Ça fait partie des choses sur lesquelles je travaille en ce moment : définir ce qu’est le succès pour moi.

J’en suis pas au stade de structurer une phrase comme Ina/Solange ou de faire du trapèze au-dessus de l’océan, mais ça bouge, ça bouge bien. C’est vraiment très chouette, tout simplement. Je suis heureuse de sentir certains critères s’effacer doucement, et d’autres s’allumer, même timidement.

L’enjeu, on est bien d’accord, c’est pas de faire cette phrase, cette définition, c’est pas de répondre à un questionnaire.

Je me suis amusée à regarder les origines et les voisins de « succès » et de « réussite ». Il est question d’issue, de processus, d’avancer, d’aller hors de, de faire suite à.

L’enjeu, c’est bien ça.

Où est-ce que tu ne te sens pas chez toi ?

J’étais en « déplacement » hier soir et aujourd’hui. (Drôle d’expression d’ailleurs : « être en déplacement »…comme si on nous avait bougé malgré nous sur un échiquier.)

La journée se déroulait dans un très bel endroit, un truc un peu exceptionnel même.

Le concept de ce lieu, c’est que tout est fait pour se sentir chez soi. Bienvenue à la maison, nous dit-on droit dans les yeux à l’arrivée.

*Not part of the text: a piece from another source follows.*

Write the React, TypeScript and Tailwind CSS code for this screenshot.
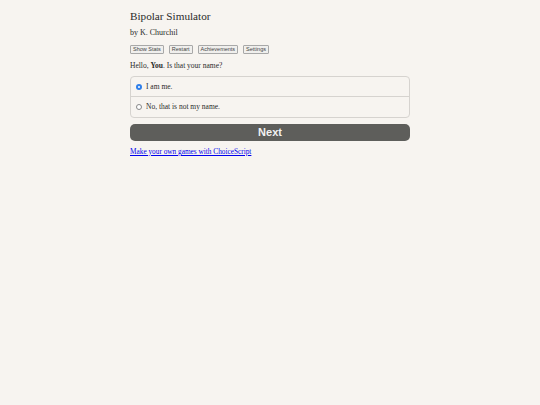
export default function App() {
  return (
    <div className="min-h-[405px] w-full bg-[#f7f4f0] font-['Liberation_Serif',serif] text-[#2a2a2a]">
      <div className="mx-auto w-[280px] pt-[9px]">
        <h1 className="font-['Liberation_Serif',serif] text-[11.2px] leading-[15px]">Bipolar Simulator</h1>
        <p className="mt-[4px] text-[8px] leading-[10px]">by K. Churchil</p>
        <div className="mt-[7px] flex gap-[5px] font-['Liberation_Sans',sans-serif]">
          {["Show Stats", "Restart", "Achievements", "Settings"].map((b) => (
            <button
              key={b}
              className="h-[9px] rounded-[1px] border border-[#a8a8a8] bg-[#f0efed] px-[2px] text-[5.5px] leading-[7px] text-[#444]"
            >
              {b}
            </button>
          ))}
        </div>
        <p className="mt-[7px] text-[7.5px] leading-[10px]">
          Hello, <b>You</b>. Is that your name?
        </p>
        <div className="mt-[5px] rounded-[4px] border border-[#d6d3cf] text-[7.5px]">
          <label className="flex h-[20px] items-center gap-[4px] border-b border-[#d6d3cf] pl-[5px]">
            <span className="flex h-[6px] w-[6px] items-center justify-center rounded-full bg-[#2f7fea]">
              <span className="h-[2px] w-[2px] rounded-full bg-white" />
            </span>
            I am me.
          </label>
          <label className="flex h-[20px] items-center gap-[4px] pl-[5px]">
            <span className="h-[6px] w-[6px] rounded-full border border-[#888] bg-white" />
            No, that is not my name.
          </label>
        </div>
        <button className="mt-[6px] block h-[17px] w-full rounded-[5px] bg-[#5e5e5b] font-['Liberation_Sans',sans-serif] text-[11px] leading-[17px] font-bold text-[#f2f2f2]">
          Next
        </button>
        <a href="#" className="mt-[6px] block text-[7.3px] leading-[10px] text-[#0000ee] underline">
          Make your own games with ChoiceScript
        </a>
      </div>
    </div>
  );
}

Certes, j’y étais pour le boulot, avec sa dose de stress et de je-sais-pas-ce-que-je-suis-en-train-de-faire-je-vais-pleurer-non-ça-va-aller-tiens-bon-pense-aux-arbres-et-à-la-vraie-vie, mais d’hier soir à cet après-midi, je n’ai pas arrêté de me dire justement que je ne me sentais pas « chez moi », pas à ma place, pas là où j’ai envie d’être.

J’avais partagé quelque chose sur ces endroits (pas forcément au sens géographique) où on se sent chez soi.

Bien sûr, il existe aussi des choses, des personnes, des conversations, une atmosphère au milieu desquelles vous vous sentez à l’inverse très très loin de votre foyer, de vos résonances. Où vous vous sentez carrément « en déplacement ».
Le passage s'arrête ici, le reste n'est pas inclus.